REQUIRED TASK:
Every line below is to be copied exactly, with the pictures left out.

PROVIDED MATERIAL:
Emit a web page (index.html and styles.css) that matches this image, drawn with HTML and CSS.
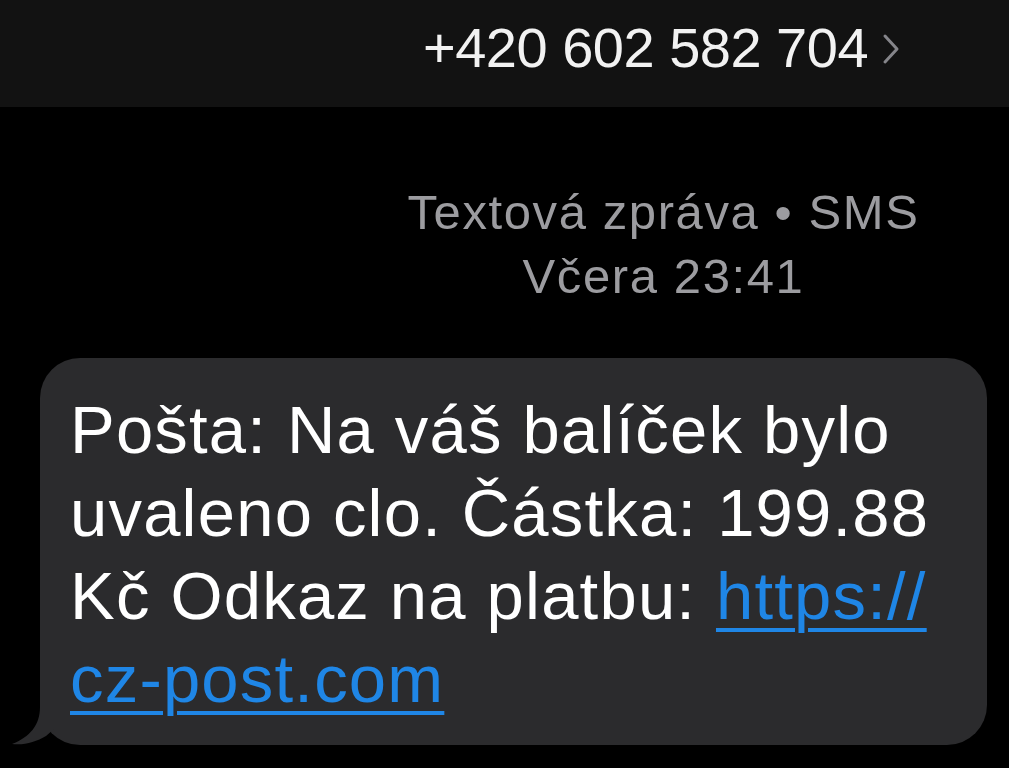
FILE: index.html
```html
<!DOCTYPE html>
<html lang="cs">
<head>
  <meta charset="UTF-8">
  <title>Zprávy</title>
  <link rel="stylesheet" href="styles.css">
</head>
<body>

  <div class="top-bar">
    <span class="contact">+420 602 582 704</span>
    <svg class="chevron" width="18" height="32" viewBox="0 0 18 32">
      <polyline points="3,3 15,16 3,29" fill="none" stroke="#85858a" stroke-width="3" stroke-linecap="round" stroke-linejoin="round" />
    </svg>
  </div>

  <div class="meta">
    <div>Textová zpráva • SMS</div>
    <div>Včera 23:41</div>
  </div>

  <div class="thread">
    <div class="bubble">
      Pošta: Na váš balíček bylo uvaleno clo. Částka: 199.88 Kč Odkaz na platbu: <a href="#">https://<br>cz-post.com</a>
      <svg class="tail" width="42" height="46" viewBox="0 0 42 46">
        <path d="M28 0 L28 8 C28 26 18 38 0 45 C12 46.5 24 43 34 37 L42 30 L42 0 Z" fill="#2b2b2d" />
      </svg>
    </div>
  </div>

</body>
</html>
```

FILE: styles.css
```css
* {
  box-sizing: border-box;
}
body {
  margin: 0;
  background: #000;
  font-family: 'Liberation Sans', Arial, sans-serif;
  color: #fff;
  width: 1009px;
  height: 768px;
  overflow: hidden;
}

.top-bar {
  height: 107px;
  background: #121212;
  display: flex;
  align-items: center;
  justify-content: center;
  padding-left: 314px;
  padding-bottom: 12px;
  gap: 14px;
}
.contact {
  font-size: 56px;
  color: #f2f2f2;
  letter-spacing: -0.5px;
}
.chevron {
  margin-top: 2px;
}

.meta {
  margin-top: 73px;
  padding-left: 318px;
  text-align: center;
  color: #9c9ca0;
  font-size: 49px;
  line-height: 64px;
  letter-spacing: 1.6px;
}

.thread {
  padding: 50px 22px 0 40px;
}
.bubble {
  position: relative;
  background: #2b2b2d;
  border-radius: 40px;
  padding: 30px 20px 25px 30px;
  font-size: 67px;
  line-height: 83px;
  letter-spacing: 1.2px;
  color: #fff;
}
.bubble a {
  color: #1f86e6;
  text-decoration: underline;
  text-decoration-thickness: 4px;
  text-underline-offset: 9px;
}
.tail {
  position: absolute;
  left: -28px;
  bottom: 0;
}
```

SOLUTION:
Emit a web page (index.html and styles.css) that matches this image, drawn with HTML and CSS.
FILE: index.html
```html
<!DOCTYPE html>
<html lang="cs">
<head>
  <meta charset="UTF-8">
  <title>Zprávy</title>
  <link rel="stylesheet" href="styles.css">
</head>
<body>

  <div class="top-bar">
    <span class="contact">+420 602 582 704</span>
    <svg class="chevron" width="18" height="32" viewBox="0 0 18 32">
      <polyline points="3,3 15,16 3,29" fill="none" stroke="#85858a" stroke-width="3" stroke-linecap="round" stroke-linejoin="round" />
    </svg>
  </div>

  <div class="meta">
    <div>Textová zpráva • SMS</div>
    <div>Včera 23:41</div>
  </div>

  <div class="thread">
    <div class="bubble">
      Pošta: Na váš balíček bylo uvaleno clo. Částka: 199.88 Kč Odkaz na platbu: <a href="#">https://<br>cz-post.com</a>
      <svg class="tail" width="42" height="46" viewBox="0 0 42 46">
        <path d="M28 0 L28 8 C28 26 18 38 0 45 C12 46.5 24 43 34 37 L42 30 L42 0 Z" fill="#2b2b2d" />
      </svg>
    </div>
  </div>

</body>
</html>
```

FILE: styles.css
```css
* {
  box-sizing: border-box;
}
body {
  margin: 0;
  background: #000;
  font-family: 'Liberation Sans', Arial, sans-serif;
  color: #fff;
  width: 1009px;
  height: 768px;
  overflow: hidden;
}

.top-bar {
  height: 107px;
  background: #121212;
  display: flex;
  align-items: center;
  justify-content: center;
  padding-left: 314px;
  padding-bottom: 12px;
  gap: 14px;
}
.contact {
  font-size: 56px;
  color: #f2f2f2;
  letter-spacing: -0.5px;
}
.chevron {
  margin-top: 2px;
}

.meta {
  margin-top: 73px;
  padding-left: 318px;
  text-align: center;
  color: #9c9ca0;
  font-size: 49px;
  line-height: 64px;
  letter-spacing: 1.6px;
}

.thread {
  padding: 50px 22px 0 40px;
}
.bubble {
  position: relative;
  background: #2b2b2d;
  border-radius: 40px;
  padding: 30px 20px 25px 30px;
  font-size: 67px;
  line-height: 83px;
  letter-spacing: 1.2px;
  color: #fff;
}
.bubble a {
  color: #1f86e6;
  text-decoration: underline;
  text-decoration-thickness: 4px;
  text-underline-offset: 9px;
}
.tail {
  position: absolute;
  left: -28px;
  bottom: 0;
}
```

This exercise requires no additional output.